No hurricanes have been active in the Atlantic Basin since July 12 despite August being the second-most-active month for Atlantic hurricanes, but some forecast guidance suggests the tropical Atlantic could wake up over the next two weeks.
Multiple tropical waves are forecast to emerge off the coast of western Africa, potentially spinning up into tropical cyclones as they track westward across the tropical Atlantic Ocean, known as the Main Development Region (MDR) for Atlantic hurricanes.
The National Hurricane Center said on Tuesday that one such tropical wave moving off the African coast by Thursday bears watching for some development in the eastern Atlantic over the weekend.
We’ll also be monitoring other tropical waves for signs of life as they spread westward from the Atlantic to the Caribbean and Gulf of Mexico.
Often referred to as African easterly waves, tropical waves are batches of energy and general spin in the atmosphere that develop due to temperature contrasts in northern Africa.
“Medium-range models are indicating an uptick in activity over the Atlantic’s Main Development Region in the coming 10 to 15-plus days,” said Dr. Michael Ventrice, a meteorological scientist at The Weather Company, an IBM Business.
“Many forecasters are seeing numerous strong low-pressure systems, associated with the model’s prediction of an uptick in African easterly waves pushing off western Africa, across the MDR towards the end of the European model’s ensemble runs.”
One of the reasons for this potential uptick in activity is that the Madden-Julian Oscillation (MJO) is expected to enter its active phase over the Atlantic Ocean and Africa regions, which often corresponds with an uptick in tropical cyclone activity across the Atlantic Basin’s MDR, Ventrice added.
Since this forecast is in the extended range, there is still uncertainty when it comes to computer model guidance, he cautioned.
“I think we are going to see some activity in the coming two weeks across the MDR, but there’s a chance the models are not handling the tropics correctly and things end up less active than what is being touted,” Ventrice said.
For now, it is too early for any specifics, but it’s a reminder we are in the peak of the hurricane season. Residents of coastal locations should have a hurricane preparedness plan in place every year no matter how active or inactive of a season is expected.
September is the Peak Month for Atlantic Hurricanes
Historically speaking, September has recorded the most Atlantic hurricane formations since 1851 with 404. That’s an average of two or three forming in the month every year, according to National Oceanic and Atmospheric Administration (NOAA). August ranks second with 245 hurricanes, and October ranks third with 205.
The period between Aug. 20 and Oct. 10 accounts for 60 percent of all Atlantic Basin hurricanes and 75 per cent of all major hurricanes (Category 3 or stronger) in that basin, according to Dr Phil Klotzbach, a tropical scientist at Colorado State University.
Atmospheric conditions are more favorable over a much larger expanse of the Atlantic Basin during the peak months of August through October than early or late in the season.

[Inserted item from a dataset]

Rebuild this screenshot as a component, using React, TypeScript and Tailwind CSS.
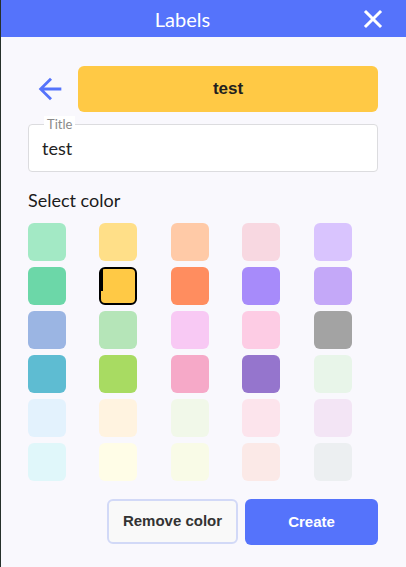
import { useState } from "react";

const swatches = [
  "#a3e9c5", "#ffdf88", "#ffcaa7", "#f8d8e1", "#d9c4fe",
  "#6cd7a8", "#ffc945", "#ff8d5f", "#a78bfa", "#c4a8f8",
  "#9bb5e3", "#b5e5b8", "#f8c9f4", "#fdcce4", "#a3a3a3",
  "#5ebcd2", "#a8db62", "#f6a9c8", "#9575cd", "#e8f5e9",
  "#e3f2fd", "#fff3e0", "#f1f8e9", "#fce4ec", "#f3e5f5",
  "#e0f7fa", "#fffde7", "#f9fbe7", "#fbe9e7", "#eceff1",
];

export default function App() {
  const [title, setTitle] = useState("test");
  const [selected, setSelected] = useState(6);

  return (
    <div className="min-h-[567px] bg-[#f9f8fd] border-l border-[#26302b] font-['Lato',sans-serif]">
      {/* Header */}
      <div className="h-[37px] bg-[#5573fb] flex items-center">
        <h1 className="flex-1 text-center text-white text-[20px] pl-[4px]">Labels</h1>
        <button className="w-[26px] h-[26px] mr-[20px] flex items-center justify-center text-white" aria-label="Close">
          <svg width="20" height="20" viewBox="0 0 20 20" fill="none" stroke="currentColor" strokeWidth="3" strokeLinecap="square">
            <path d="M3 3L17 17M17 3L3 17" />
          </svg>
        </button>
      </div>

      <div className="pl-[27px] pr-[28px]">
        {/* Preview row */}
        <div className="flex items-center mt-[29px]">
          <button className="ml-[5px] mr-[11px] text-[#5573fb]" aria-label="Back">
            <svg width="34" height="34" viewBox="0 0 24 24" fill="currentColor">
              <path d="M20 11H7.83l5.59-5.59L12 4l-8 8 8 8 1.41-1.41L7.83 13H20v-2z" />
            </svg>
          </button>
          <div
            className="flex-1 h-[46px] rounded-[6px] flex items-center justify-center font-['Liberation_Sans',sans-serif] font-bold text-[17px] text-[#1f1f1f]"
            style={{ backgroundColor: swatches[selected] }}
          >
            {title}
          </div>
        </div>

        {/* Title field */}
        <div className="relative mt-[12px] h-[48px] rounded-[4px] border border-[#dcdcdf] bg-white flex items-center">
          <span className="absolute -top-[9px] left-[15px] px-[3px] bg-white text-[13px] leading-[16px] text-[#8a8a8a]">
            Title
          </span>
          <input
            value={title}
            onChange={(e) => setTitle(e.target.value)}
            className="w-full bg-transparent pl-[13px] text-[18px] text-[#222] outline-none"
          />
        </div>

        <p className="mt-[16px] text-[18px] leading-[24px] text-[#1b1b1b]">Select color</p>

        {/* Swatches */}
        <div className="mt-[11px] grid grid-cols-5 w-[357px] gap-y-[6px]">
          {swatches.map((c, i) => (
            <button
              key={c}
              onClick={() => setSelected(i)}
              className={
                "relative w-[38px] h-[38px] rounded-[6px] " +
                (i === selected ? "border-2 border-black" : "")
              }
              style={{ backgroundColor: c }}
            >
              {i === selected && (
                <span className="absolute left-0 top-0 w-[2px] h-[22px] bg-black" />
              )}
            </button>
          ))}
        </div>

        {/* Actions */}
        <div className="mt-[18px] flex justify-end gap-[7px]">
          <button className="w-[131px] h-[45px] rounded-[6px] border-2 border-[#d2d9f7] bg-[#f9f9f9] font-['Liberation_Sans',sans-serif] font-bold text-[15px] text-[#333]">
            Remove color
          </button>
          <button className="w-[133px] h-[46px] rounded-[6px] bg-[#5573fb] font-['Liberation_Sans',sans-serif] font-bold text-[15px] text-white">
            Create
          </button>
        </div>
      </div>
    </div>
  );
}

In June, the tropical cyclone formation zones are confined to the Gulf of Mexico, western Caribbean Sea or just off the southeastern U.S. coast. This is one reason for the relative lack of early-season hurricanes compared to August through October. Storms that form in these areas early in the season don’t have far to go before reaching land.
From July into August and September, the formation zone gradually spreads eastward until the so-called MDR, from the Lesser Antilles to just off Africa, is in play. This opens up the potential for Cape Verde hurricanes to make the more-than-3,500-mile trek from the eastern Atlantic Ocean toward the Caribbean islands or U.S. coast.
One factor that may influence this year’s peak hurricane season is the Atlantic Multidecadal Oscillation (AMO), which is a long period of upward and downward swings in tropical activity in the Atlantic Basin.
The AMO is trending negative this season after being predominantly in its positive phase since the mid-1990s. Each phase lasts 20 to 40 years and is a result of changes in the system of oceanic currents in the northern Atlantic Ocean.
This oscillation is the climate background that all other climate and weather patterns build on in the Atlantic, including El Niño.
Research has shown that negative AMO Atlantic hurricane seasons can have a slightly later than normal peak, according to a tweet by Eric Webb, a University of North Carolina at Charlotte graduate student.
Some computer model guidance is suggesting that may be true this year, with an uptick in tropical activity in late September, beyond the typical Sept. 10 peak of the hurricane season.
Last September was the most active month on record for Atlantic hurricanes following Category 5 hurricanes Irma and Maria and Category 4 Hurricane Jose.